Conway’s law does come into the picture – “Any organization that designs a system will inevitably produce a design whose structure is a copy of the organization’s communication structure”. As an engineering organization, we are trying to move towards smaller teams that are more or less responsible for their applications from development to deployment. This autonomy results in more modular and loosely coupled code. There is a natural tension resulting from this, as teams are fairly autonomous and the microservices architecture lends itself to decentralized governance. However as mentioned earlier, having consistent standards (irrespective of implementation methodology) makes life a lot easier for developers within and outside the organization.

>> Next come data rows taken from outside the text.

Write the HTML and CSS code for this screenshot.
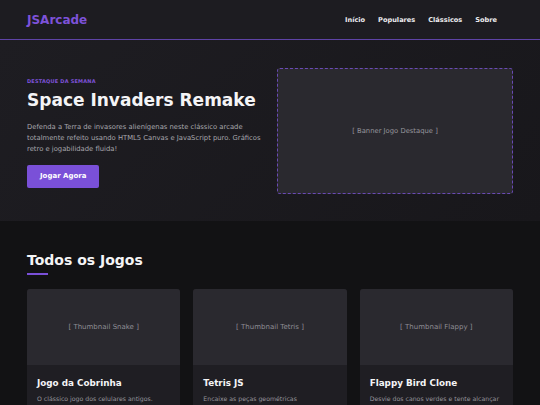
FILE: index.html
```html
<!DOCTYPE html>
<html lang="pt-BR">

<head>
  <meta charset="UTF-8">
  <meta name="viewport" content="width=device-width, initial-scale=1.0">
  <title>JSArcade</title>
  <link rel="stylesheet" href="styles.css">
</head>

<body>
  <header class="topbar">
    <div class="wrap topbar-inner">
      <a class="logo" href="#">JSArcade</a>
      <nav class="nav">
        <a href="#">Início</a>
        <a href="#">Populares</a>
        <a href="#">Clássicos</a>
        <a href="#">Sobre</a>
      </nav>
    </div>
  </header>

  <section class="hero">
    <div class="wrap hero-grid">
      <div class="hero-text">
        <span class="tag">Destaque da Semana</span>
        <h1>Space Invaders Remake</h1>
        <p>Defenda a Terra de invasores alienígenas neste clássico arcade totalmente refeito usando HTML5 Canvas e JavaScript puro. Gráficos retro e jogabilidade fluida!</p>
        <a class="btn" href="#">Jogar Agora</a>
      </div>
      <div class="banner">[ Banner Jogo Destaque ]</div>
    </div>
  </section>

  <main class="wrap games">
    <h2 class="section-title">Todos os Jogos</h2>
    <div class="grid">
      <div class="card">
        <div class="thumb">[ Thumbnail Snake ]</div>
        <div class="card-body">
          <h3>Jogo da Cobrinha</h3>
          <p>O clássico jogo dos celulares antigos.</p>
        </div>
      </div>
      <div class="card">
        <div class="thumb">[ Thumbnail Tetris ]</div>
        <div class="card-body">
          <h3>Tetris JS</h3>
          <p>Encaixe as peças geométricas</p>
        </div>
      </div>
      <div class="card">
        <div class="thumb">[ Thumbnail Flappy ]</div>
        <div class="card-body">
          <h3>Flappy Bird Clone</h3>
          <p>Desvie dos canos verdes e tente alcançar</p>
        </div>
      </div>
    </div>
  </main>
</body>

</html>
```

FILE: styles.css
```css
* {
  box-sizing: border-box;
}

body {
  margin: 0;
  background-color: #121214;
  color: #e8e8ea;
  font-family: "DejaVu Sans", Verdana, sans-serif;
  overflow: hidden;
}

a {
  text-decoration: none;
  color: inherit;
}

.wrap {
  width: 90%;
  margin: 0 auto;
}

/* header */
.topbar {
  background-color: #1d1c21;
  border-bottom: 1px solid #5e43a6;
  height: 40px;
}

.topbar-inner {
  display: flex;
  align-items: center;
  justify-content: space-between;
  height: 39px;
}

.logo {
  color: #7d52d9;
  font-size: 12px;
  font-weight: bold;
}

.nav {
  display: flex;
  gap: 13px;
  margin-right: 16px;
}

.nav a {
  font-size: 6.6px;
  font-weight: bold;
  color: #ececef;
}

/* hero */
.hero {
  background: linear-gradient(135deg, #1e1d22 0%, #18171b 100%);
  height: 181px;
}

.hero-grid {
  display: grid;
  grid-template-columns: 1fr 1fr;
  gap: 14px;
  align-items: center;
  height: 100%;
}

.hero-text {
  padding-top: 5px;
}

.tag {
  display: block;
  color: #7d52d9;
  font-size: 5px;
  font-weight: bold;
  text-transform: uppercase;
  letter-spacing: 0.2px;
}

.hero-text h1 {
  margin: 6px 0 12px;
  font-size: 17px;
  color: #f4f4f6;
}

.hero-text p {
  margin: 0 0 9px;
  font-size: 6.8px;
  line-height: 10.7px;
  color: #a7a6ad;
}

.btn {
  display: inline-block;
  background-color: #7a50d8;
  color: #fff;
  font-size: 7px;
  font-weight: bold;
  padding: 7.5px 13px;
  border-radius: 2px;
}

.banner {
  height: 126px;
  background-color: #2a292f;
  border: 1px dashed #6a4ab5;
  border-radius: 3px;
  display: flex;
  align-items: center;
  justify-content: center;
  font-size: 6.8px;
  color: #97969d;
}

/* games */
.games {
  padding-top: 31px;
}

.section-title {
  margin: 0;
  font-size: 14px;
  color: #f4f4f6;
}

.section-title::after {
  content: "";
  display: block;
  width: 21px;
  height: 2px;
  margin-top: 5px;
  background-color: #7a50d8;
}

.grid {
  display: grid;
  grid-template-columns: repeat(3, 1fr);
  gap: 13px;
  margin-top: 14px;
}

.card {
  background-color: #1f1e23;
  border-radius: 3px;
  overflow: hidden;
}

.thumb {
  height: 76px;
  background-color: #2a292f;
  display: flex;
  align-items: center;
  justify-content: center;
  font-size: 7px;
  color: #8e8d94;
}

.card-body {
  padding: 13px 10px;
}

.card-body h3 {
  margin: 0 0 7px;
  font-size: 8.8px;
  color: #f4f4f6;
}

.card-body p {
  margin: 0;
  font-size: 6.2px;
  color: #96959c;
}
```
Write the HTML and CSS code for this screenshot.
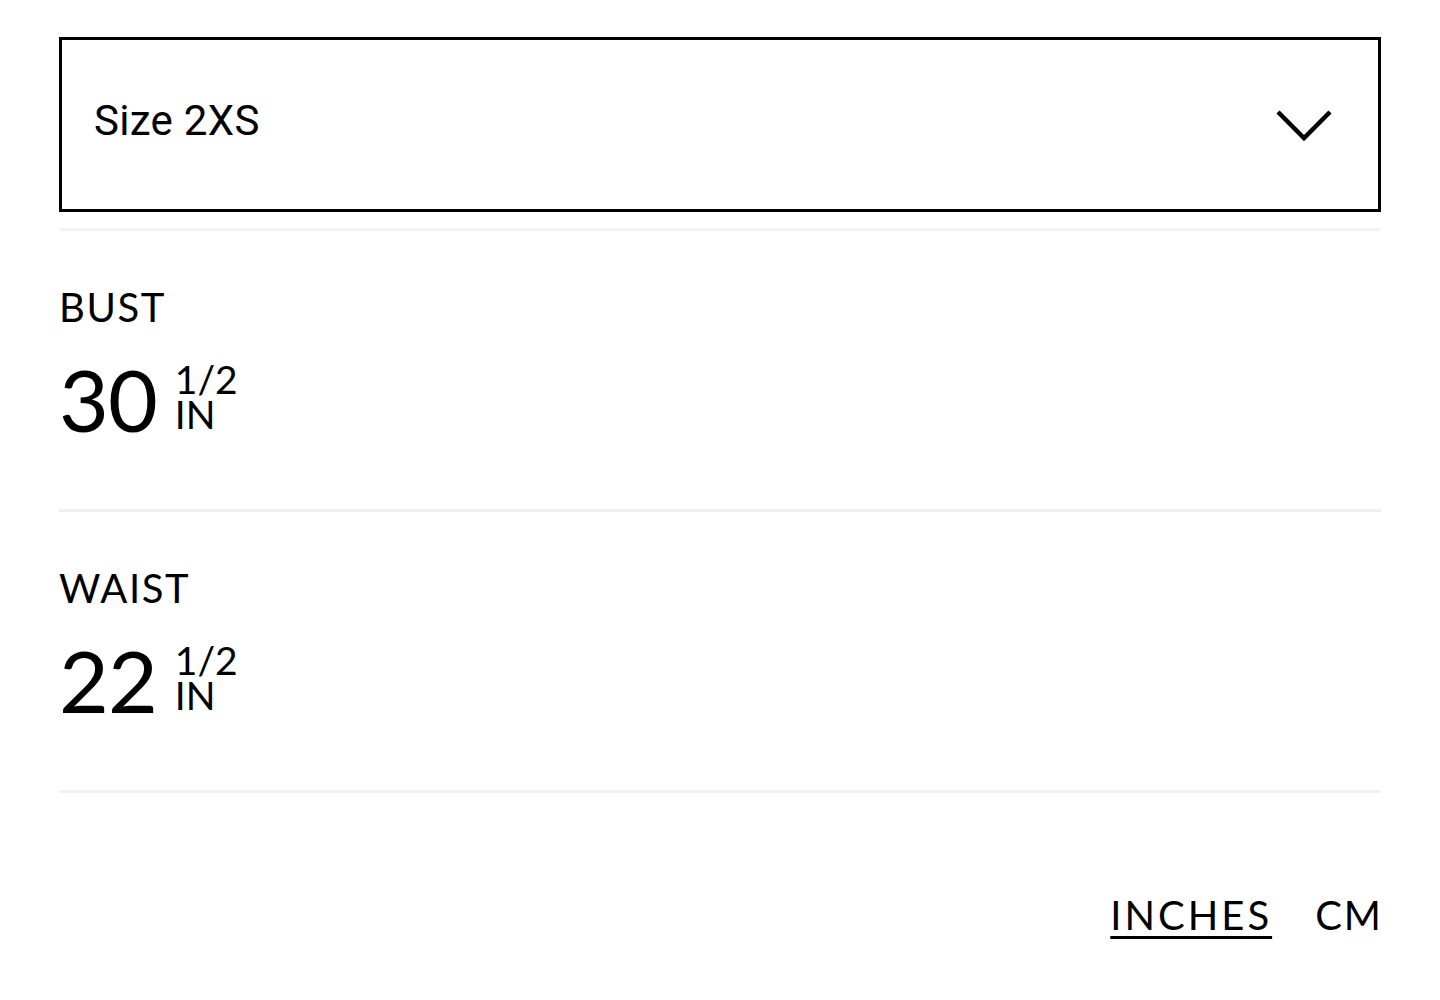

Our journey from a monolithic application to a microservices based architecture has been an interesting one. It has been exciting to work on smaller services that we can rewrite fairly quickly if required.
- We are able to use different languages and frameworks.
- We can scale horizontally.
However, it has also required a shift in our mindset. Working with independent services has allowed us to move to a CD model, making us more responsible for our code deployments, as opposed to a “throw it over the wall” mode of operation.
- Coming from a monolithic architecture, we’ve had to resist the urge to create shared libraries that result in communication between services.
- Troubleshooting can be harder since there are a lot more moving parts, and this has prompted us to pay more attention to monitoring.
Topics such as security, scaling, etc. have not been addressed in this blog and they are worthy of their own posts. We have room for improvement and optimization and there are always changes around the corner, all of which serve to make this journey all the more exciting!